Finalement, le kiosque est modifié suite à une lettre adressée au maire le 20 mai 1925 du directeur de l’Harmonie d’Orléans. Il demande la destruction du petit jardin et de l’escalier intérieur qui est « un véritable cauchemar » pour les 80 musiciens. Le conseil municipal adopte l’aménagement d’un escalier extérieur.
La fin du kiosque
Endommagé pendant les bombardements de 1944, la mairie d’Orléans obtient une indemnité de réparations auprès du ministère de la Reconstruction et de l’Urbanisme. Celle-ci ne sera pas dépensée par l’Administration. Malgré quelques tentatives de concerts donnés par l’Harmonie d’Orléans en 1949, la scène ouverte se retrouve à l’abandon. La Municipalité de Montbard (Côte-d’Or) manifeste l’intention de l’acquérir en 1959, avant d’y renoncer, préférant un kiosque démontable.
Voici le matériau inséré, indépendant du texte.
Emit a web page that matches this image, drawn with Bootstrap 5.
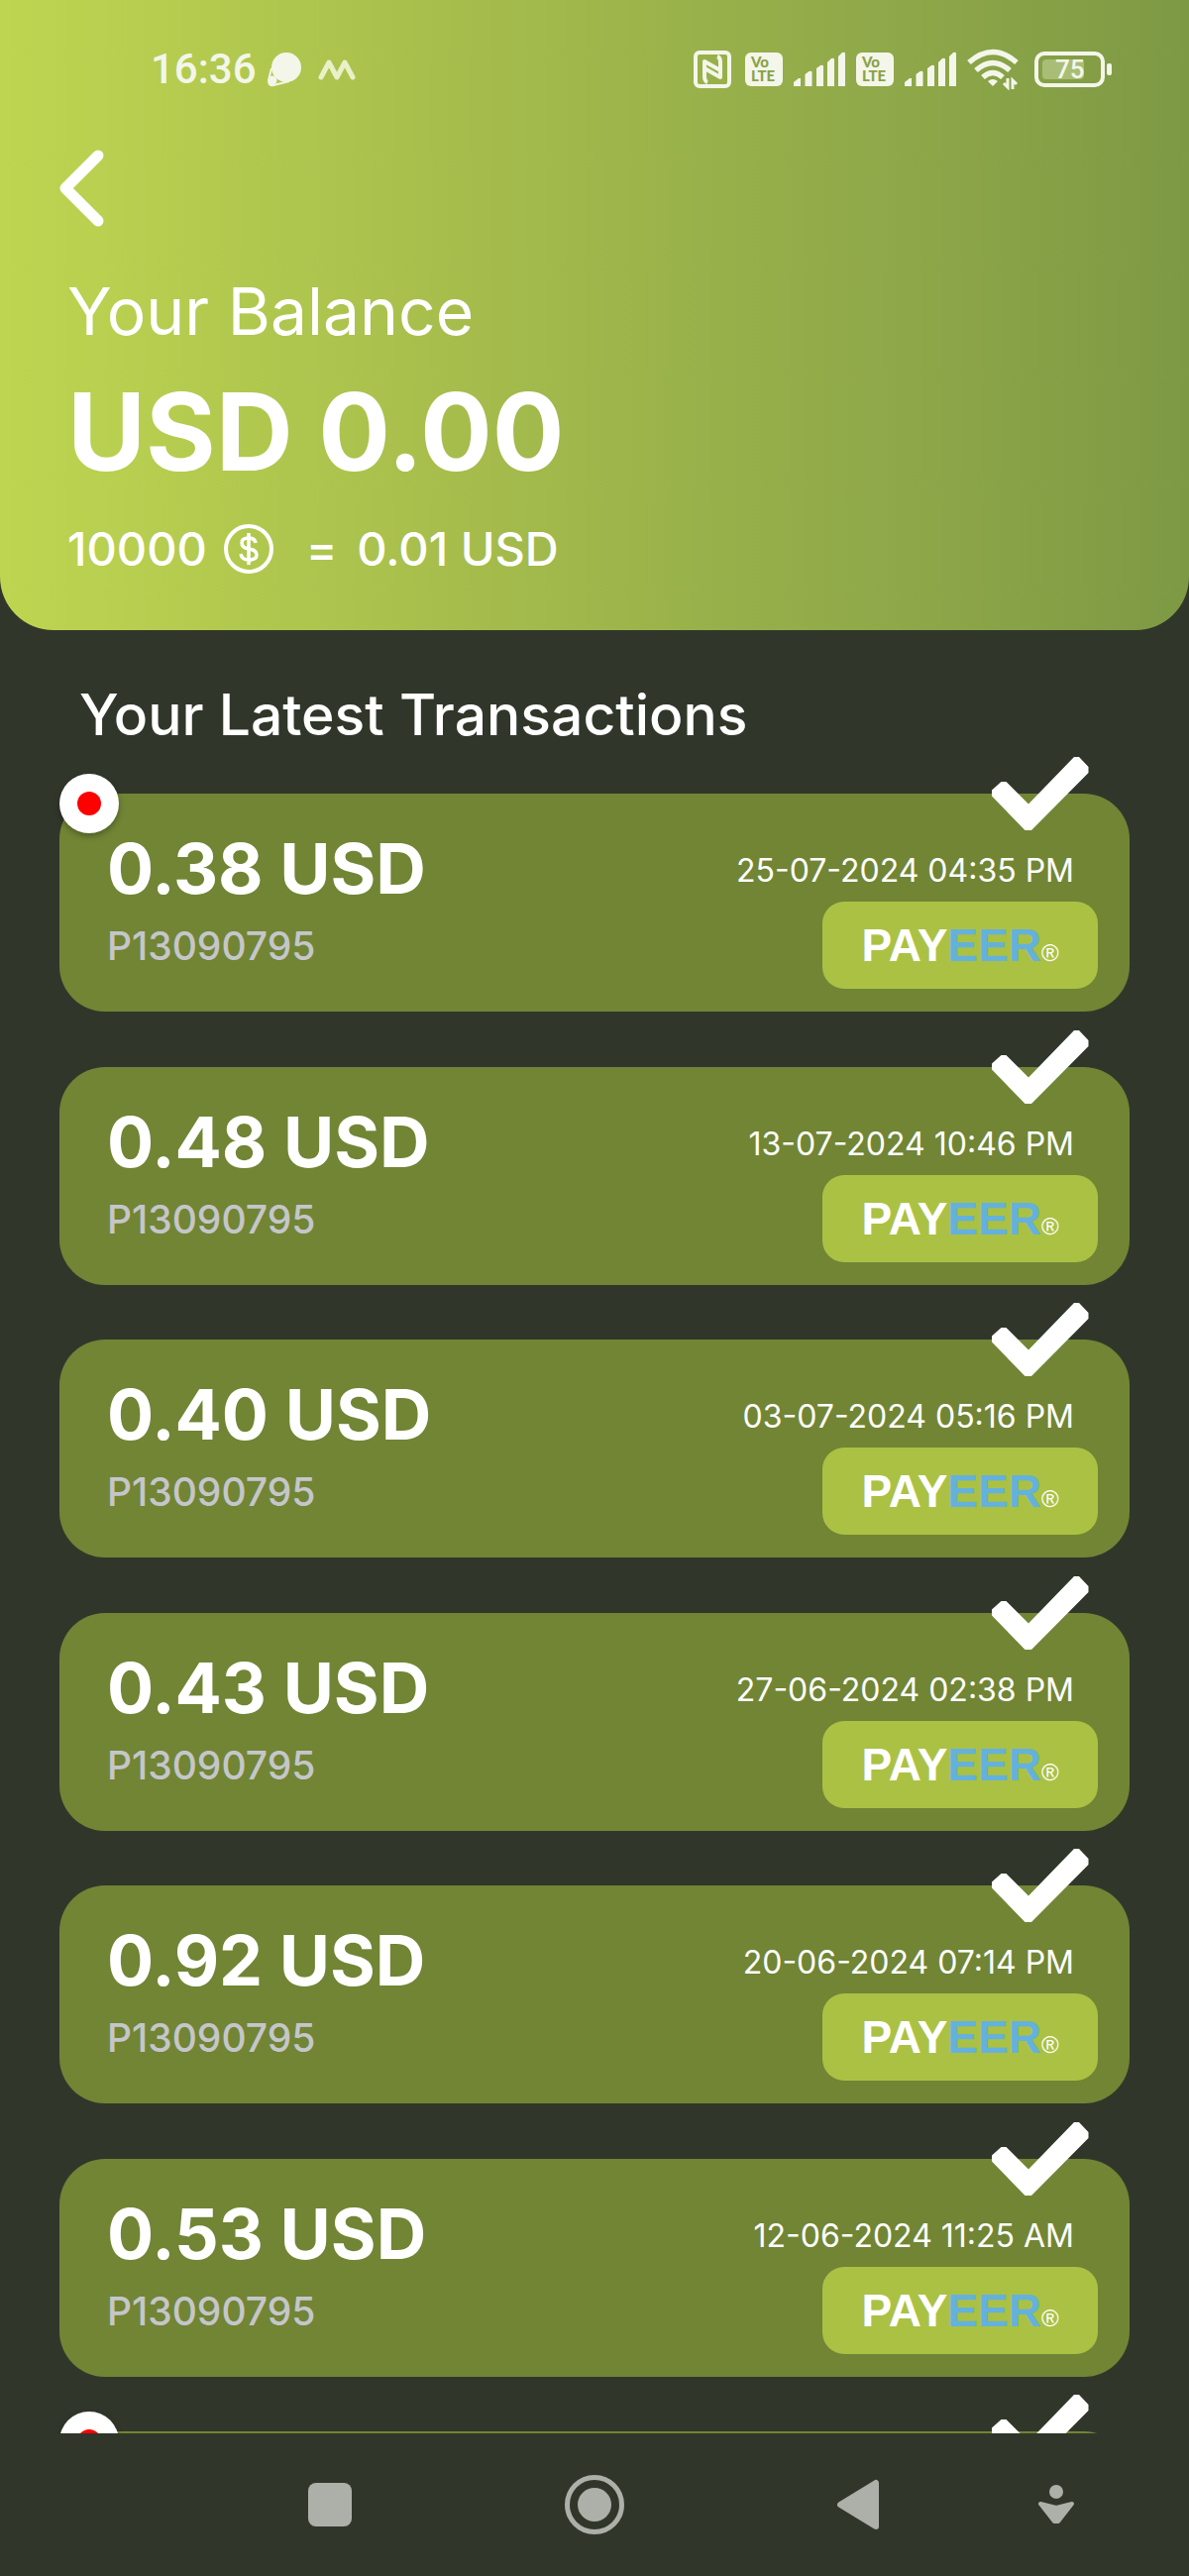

Devenu vétuste et désuet, le kiosque est finalement démoli suite à une décision du conseil municipal dans le courant de l’année 1959.
En 1960, le maire Roger Secrétain obtient le transfert de l’indemnisation pour dommages de guerre d’une valeur de 1 215 nouveaux francs à la construction de la caserne de sapeurs-pompiers rue Eugène-Vignat et d’une grande cuisine au groupe scolaire de la rue Vielle-Levée.
Plusieurs projets non aboutis de nouveaux kiosques à musique ont été envisagés au cour du XXe siècle. L’un en 1927 dans le parc Louis-Pasteur et un autre aux abords de la cathédrale Sainte-Croix dans les années 1981-1982.
[1] Almanach du Loiret, 1877
[2] Constitué en 1909, le Syndicat a pour but de mettre en relief les curiosités artistiques, archéologiques et historiques d’Orléans et de sa région, d’attirer par sa publicité les touristes étrangers. […] Il donne également son concours aux divers groupements locaux en vue d’organiser des fêtes (cf. Almanach du Loiret, 1920, p 258.)